**Web page code records:**
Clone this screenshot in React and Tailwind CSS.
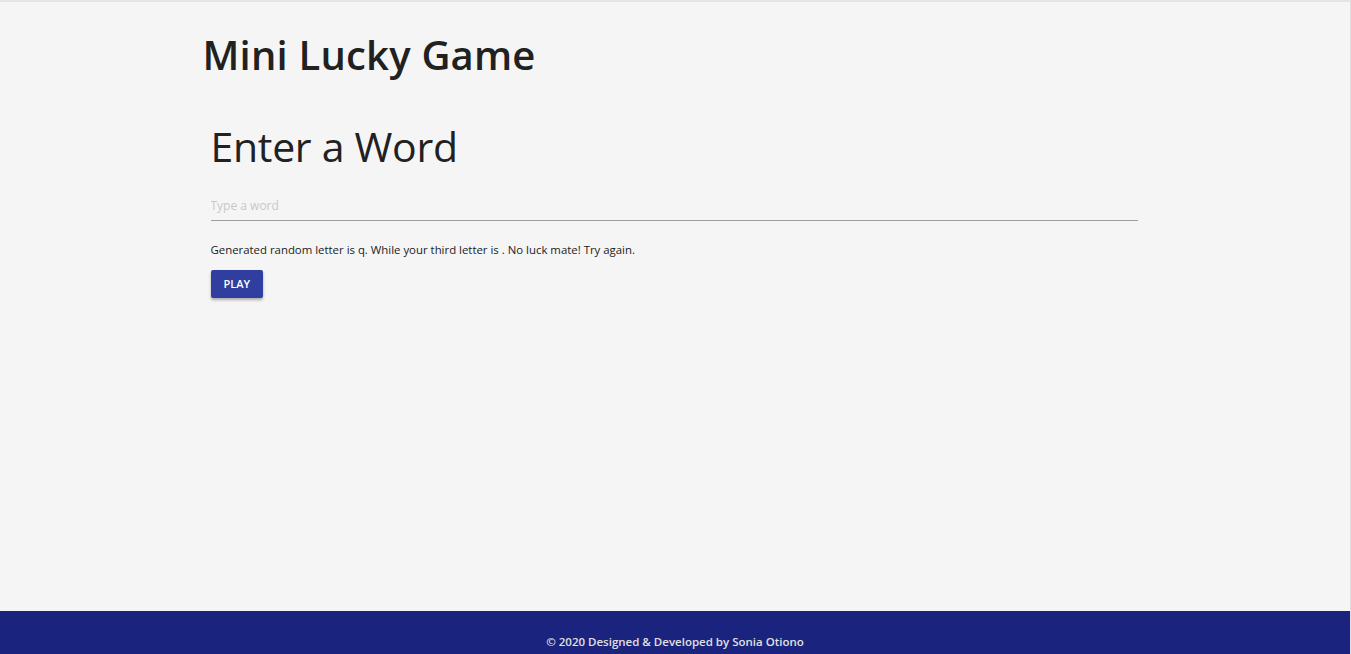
import React, { useState } from 'react';

export default function App() {
  const [word, setWord] = useState('');

  return (
    <div className="h-[654px] flex flex-col bg-[#f5f5f5] border-t-2 border-t-[#e4e4e4] border-r border-r-[#e0e0e0]" style={{ fontFamily: '"Open Sans", "Noto Sans", sans-serif' }}>
      <main className="flex-1">
        <div className="w-[70%] mx-auto">
          <h1 className="text-[40px] font-semibold text-[#212121] leading-[1.1] pt-[31px] tracking-[0.2px]">
            Mini Lucky Game
          </h1>

          <div className="pl-[8px] pr-[10px] mt-[47px]">
            <h3 className="text-[41px] font-normal text-[#212121] leading-[1.1] tracking-[-0.3px]">Enter a Word</h3>

            <input
              type="text"
              value={word}
              onChange={(e) => setWord(e.target.value)}
              placeholder="Type a word"
              className="mt-[22px] w-full h-[30px] bg-transparent border-b border-[#9e9e9e] text-[12px] text-[#212121] placeholder:text-[#c8c8c8] outline-none"
            />

            <p className="mt-[20px] text-[11.4px] text-[#212121]">
              Generated random letter is q. While your third letter is . No luck mate! Try again.
            </p>

            <button className="mt-[12px] h-[28px] px-[13px] bg-[#303f9f] text-white text-[11px] font-semibold rounded-[2px] shadow-[0_2px_3px_rgba(0,0,0,0.3)]">
              PLAY
            </button>
          </div>
        </div>
      </main>

      <footer className="h-[43px] bg-[#1a237e] flex items-end justify-center pb-[4px]">
        <span className="text-[11.5px] font-semibold text-[#e0e0e0]">© 2020 Designed &amp; Developed by Sonia Otiono</span>
      </footer>
    </div>
  );
}
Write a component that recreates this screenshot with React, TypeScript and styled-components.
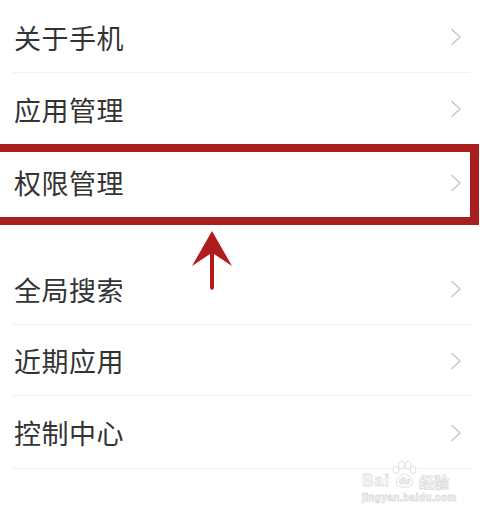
import React from 'react';
import styled, { createGlobalStyle } from 'styled-components';

const GlobalStyle = createGlobalStyle`
  html, body {
    margin: 0;
    padding: 0;
    background: #ffffff;
  }
  body {
    font-family: "Noto Sans CJK SC", "Noto Sans", sans-serif;
  }
`;

const Page = styled.div`
  position: relative;
  width: 480px;
  height: 516px;
  overflow: hidden;
  background: #ffffff;
  padding-top: 1px;
  box-sizing: border-box;
`;

const Group = styled.div`
  position: relative;
  display: flex;
  flex-direction: column;
`;

const Spacer = styled.div`
  height: 33px;
`;

const Row = styled.div<{ $highlight?: boolean; $h: number }>`
  position: relative;
  height: ${({ $h }) => $h}px;
  display: flex;
  align-items: center;
  justify-content: space-between;
  padding: 0 14px 0 14px;

  &::before {
    content: '';
    position: absolute;
    left: 13px;
    right: 10px;
    bottom: 0;
    height: 1px;
    background: #f1f1f1;
  }

  ${({ $highlight }) =>
    $highlight &&
    `
    &::after {
      content: '';
      position: absolute;
      left: -12px;
      right: 1px;
      top: -1px;
      bottom: -5px;
      border: 8px solid #a91f1f;
      border-right-width: 9px;
      pointer-events: none;
    }
  `}
`;

const Label = styled.span`
  font-size: 27px;
  line-height: 1;
  color: #333333;
  letter-spacing: 0.5px;
`;

const Chevron = styled.svg`
  width: 12px;
  height: 18px;
  margin-right: 4px;
  flex-shrink: 0;
`;

const ArrowMark = styled.svg`
  position: absolute;
  left: 190px;
  top: -23px;
  width: 44px;
  height: 62px;
  pointer-events: none;
`;

const Watermark = styled.div`
  position: absolute;
  left: 362px;
  top: 460px;
  display: flex;
  flex-direction: column;
  align-items: flex-start;
  color: #ffffff;
  -webkit-text-stroke: 0.8px #dcdcdc;
  font-family: "Liberation Sans", Arial, sans-serif;
  pointer-events: none;
`;

const MarkTop = styled.div`
  display: flex;
  align-items: flex-end;
  gap: 1px;
  height: 30px;
`;

const MarkBai = styled.span`
  font-size: 16px;
  font-weight: 700;
  letter-spacing: 1px;
  line-height: 1;
  margin-bottom: 1px;
`;

const MarkCn = styled.span`
  font-family: "Noto Sans CJK SC", sans-serif;
  font-size: 15px;
  font-weight: 700;
  line-height: 1;
  margin-bottom: 1px;
`;

const MarkUrl = styled.span`
  font-size: 10px;
  font-weight: 700;
  letter-spacing: 0.4px;
  margin-top: 2px;
`;

const ChevronIcon = () => (
  <Chevron viewBox="0 0 12 18">
    <path d="M2 1.5 L10 9 L2 16.5" fill="none" stroke="#c9c9c9" strokeWidth="1.6" strokeLinecap="round" strokeLinejoin="round" />
  </Chevron>
);

const Paw = () => (
  <svg width="27" height="30" viewBox="0 0 27 30">
    <g fill="#fff" stroke="#dcdcdc" strokeWidth="0.9">
      <ellipse cx="5" cy="10" rx="3" ry="3.6" />
      <ellipse cx="10.5" cy="5" rx="3" ry="3.8" />
      <ellipse cx="17" cy="5" rx="3" ry="3.8" />
      <ellipse cx="22" cy="10" rx="3" ry="3.6" />
      <path d="M6 25 C4 20 9 14 13.5 14 C18 14 23 20 21 25 C19 28 8 28 6 25 Z" />
    </g>
    <text x="13.5" y="24" textAnchor="middle" fontSize="9" fontWeight="700" fill="#fff" stroke="#dcdcdc" strokeWidth="0.7" fontFamily="Liberation Sans, sans-serif">du</text>
  </svg>
);

const firstGroup = [
  { label: '关于手机', h: 72 },
  { label: '应用管理', h: 72 },
  { label: '权限管理', h: 75, highlight: true },
];

const secondGroup = [
  { label: '全局搜索', h: 72 },
  { label: '近期应用', h: 71 },
  { label: '控制中心', h: 73 },
];

const App: React.FC = () => {
  return (
    <Page>
      <GlobalStyle />
      <Group>
        {firstGroup.map((item) => (
          <Row key={item.label} $h={item.h} $highlight={item.highlight}>
            <Label>{item.label}</Label>
            <ChevronIcon />
          </Row>
        ))}
      </Group>
      <Spacer />
      <Group>
        <ArrowMark viewBox="0 0 44 62">
          <path d="M22 1 L42 36 L24 24 L24 58 Q22 62 20 58 L20 24 L2 36 Z" fill="#b01c1c" />
        </ArrowMark>
        {secondGroup.map((item) => (
          <Row key={item.label} $h={item.h}>
            <Label>{item.label}</Label>
            <ChevronIcon />
          </Row>
        ))}
      </Group>
      <Watermark>
        <MarkTop>
          <MarkBai>Bai</MarkBai>
          <Paw />
          <MarkCn>经验</MarkCn>
        </MarkTop>
        <MarkUrl>jingyan.baidu.com</MarkUrl>
      </Watermark>
    </Page>
  );
};

export default App;
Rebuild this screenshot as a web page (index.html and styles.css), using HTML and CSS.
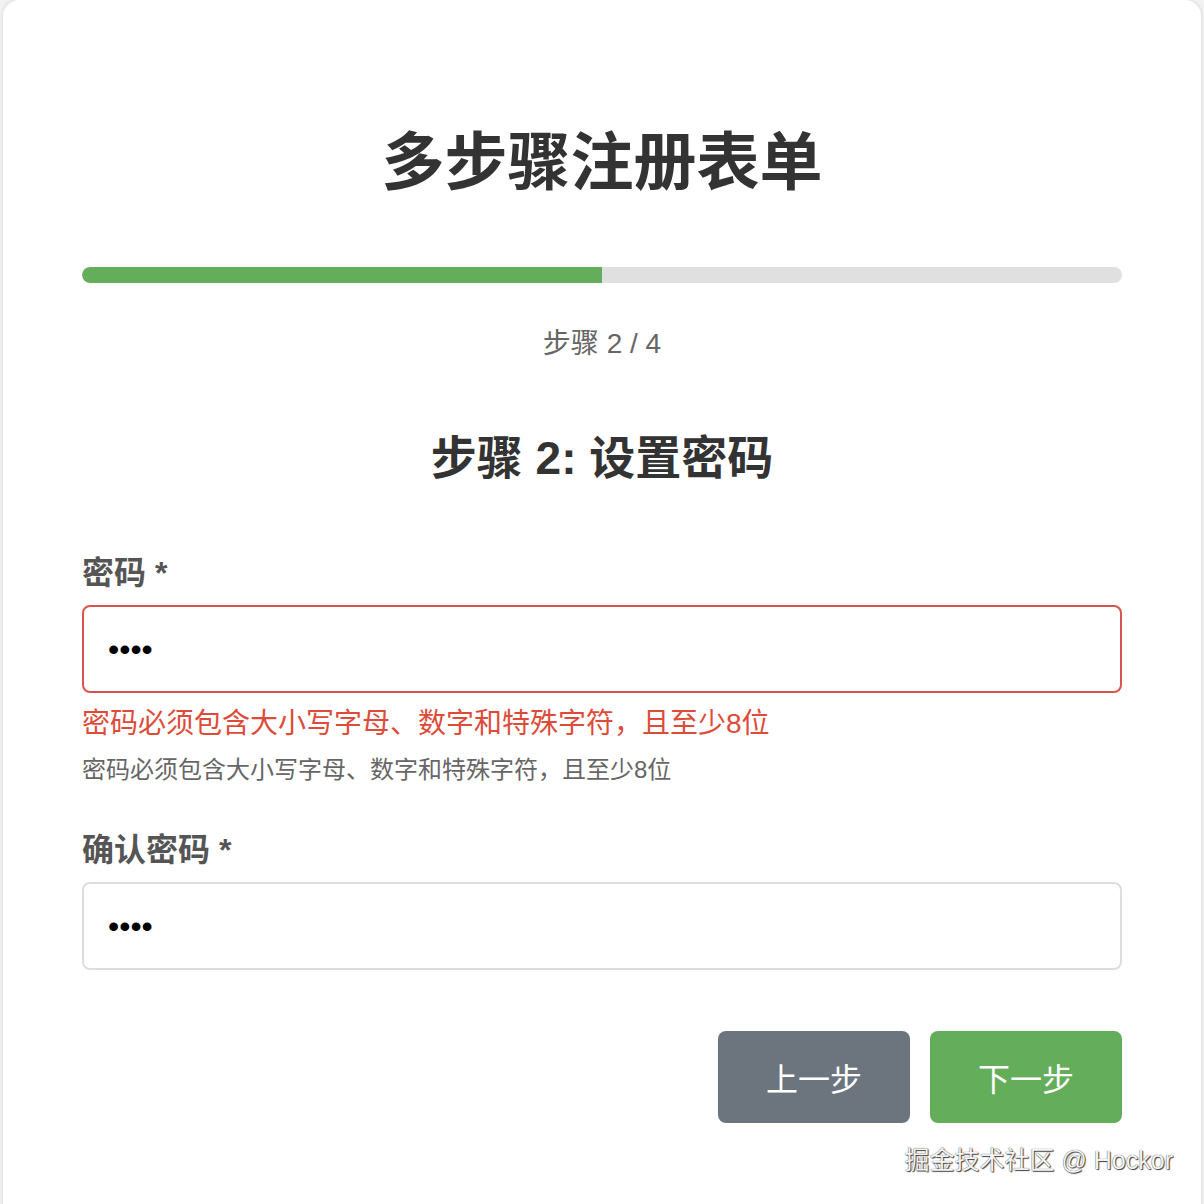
FILE: index.html
```html
<!DOCTYPE html>
<html lang="zh-CN">
<head>
<meta charset="utf-8">
<title>多步骤注册表单</title>
<link rel="stylesheet" href="styles.css">
</head>
<body>
<div class="page">
  <div class="card">
    <h1 class="title">多步骤注册表单</h1>
    <div class="progress"><div class="progress-fill" style="width:50%"></div></div>
    <div class="step-count">步骤 2 / 4</div>
    <h2 class="step-title">步骤 2: 设置密码</h2>
    <div class="field">
      <label class="label">密码 *</label>
      <input class="input input-error" type="password" value="abcd">
      <div class="error">密码必须包含大小写字母、数字和特殊字符，且至少8位</div>
      <div class="hint">密码必须包含大小写字母、数字和特殊字符，且至少8位</div>
    </div>
    <div class="field field-2">
      <label class="label">确认密码 *</label>
      <input class="input" type="password" value="abcd">
    </div>
    <div class="actions">
      <button class="btn btn-prev">上一步</button>
      <button class="btn btn-next">下一步</button>
    </div>
  </div>
  <div class="watermark">掘金技术社区 @ Hockor</div>
</div>
</body>
</html>
```
FILE: styles.css
```css
html, body {
  margin: 0;
  padding: 0;
  background: #f2f2f2;
  font-family: "Liberation Sans", "Noto Sans CJK SC", sans-serif;
}
.page {
  position: relative;
  width: 1204px;
  height: 1204px;
  overflow: hidden;
}
.card {
  box-sizing: border-box;
  margin: 0 3px;
  height: 1240px;
  background: #fff;
  border-radius: 16px;
  box-shadow: 0 0 4px rgba(0,0,0,0.12);
  padding: 0 79px;
  display: flex;
  flex-direction: column;
}
.title {
  margin: 122px 0 0;
  font-size: 63px;
  line-height: 80px;
  font-weight: 700;
  color: #333;
  text-align: center;
}
.progress {
  margin-top: 65px;
  height: 16px;
  border-radius: 8px;
  background: #e0e0e0;
  overflow: hidden;
}
.progress-fill {
  height: 100%;
  background: #64ad5a;
  border-radius: 8px 0 0 8px;
}
.step-count {
  margin-top: 41px;
  font-size: 28px;
  line-height: 40px;
  color: #666;
  text-align: center;
}
.step-title {
  margin: 64px 0 0;
  font-size: 46px;
  line-height: 60px;
  font-weight: 700;
  color: #333;
  text-align: center;
}
.field {
  margin-top: 63px;
  display: flex;
  flex-direction: column;
}
.field-2 {
  margin-top: 41px;
}
.label {
  font-size: 32px;
  line-height: 44px;
  font-weight: 700;
  color: #555;
  margin-bottom: 10px;
}
.input {
  box-sizing: border-box;
  height: 88px;
  width: 100%;
  border: 2px solid #ddd;
  border-radius: 8px;
  padding: 0 24px;
  font-size: 32px;
  font-family: "Liberation Sans", sans-serif;
  color: #000;
  background: #fff;
  outline: none;
}
.input-error {
  border-color: #d9534f;
}
.error {
  margin-top: 11px;
  font-size: 28px;
  line-height: 40px;
  color: #dd4b39;
}
.hint {
  margin-top: 9px;
  font-size: 24px;
  line-height: 34px;
  color: #666;
}
.actions {
  margin-top: 61px;
  display: flex;
  justify-content: flex-end;
  gap: 20px;
}
.btn {
  width: 192px;
  height: 92px;
  border: none;
  border-radius: 8px;
  font-size: 32px;
  font-family: "Liberation Sans", "Noto Sans CJK SC", sans-serif;
  color: #fff;
  cursor: pointer;
}
.btn-prev {
  background: #6c757d;
}
.btn-next {
  background: #64ad5a;
}
.watermark {
  position: absolute;
  right: 31px;
  top: 1142px;
  font-size: 25px;
  line-height: 36px;
  color: #f4f4f4;
  text-shadow: 0 0 1px #222, 1px 1px 1px #444;
}
```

**What is asked:** Each line from the top of the material through the line containing "font-normal text-[#212121] leading-[1.1]" should be reproduced exactly; please drop any images.

**Exercise response:**
Clone this screenshot in React and Tailwind CSS.
import React, { useState } from 'react';

export default function App() {
  const [word, setWord] = useState('');

  return (
    <div className="h-[654px] flex flex-col bg-[#f5f5f5] border-t-2 border-t-[#e4e4e4] border-r border-r-[#e0e0e0]" style={{ fontFamily: '"Open Sans", "Noto Sans", sans-serif' }}>
      <main className="flex-1">
        <div className="w-[70%] mx-auto">
          <h1 className="text-[40px] font-semibold text-[#212121] leading-[1.1] pt-[31px] tracking-[0.2px]">
            Mini Lucky Game
          </h1>

          <div className="pl-[8px] pr-[10px] mt-[47px]">
            <h3 className="text-[41px] font-normal text-[#212121] leading-[1.1] tracking-[-0.3px]">Enter a Word</h3>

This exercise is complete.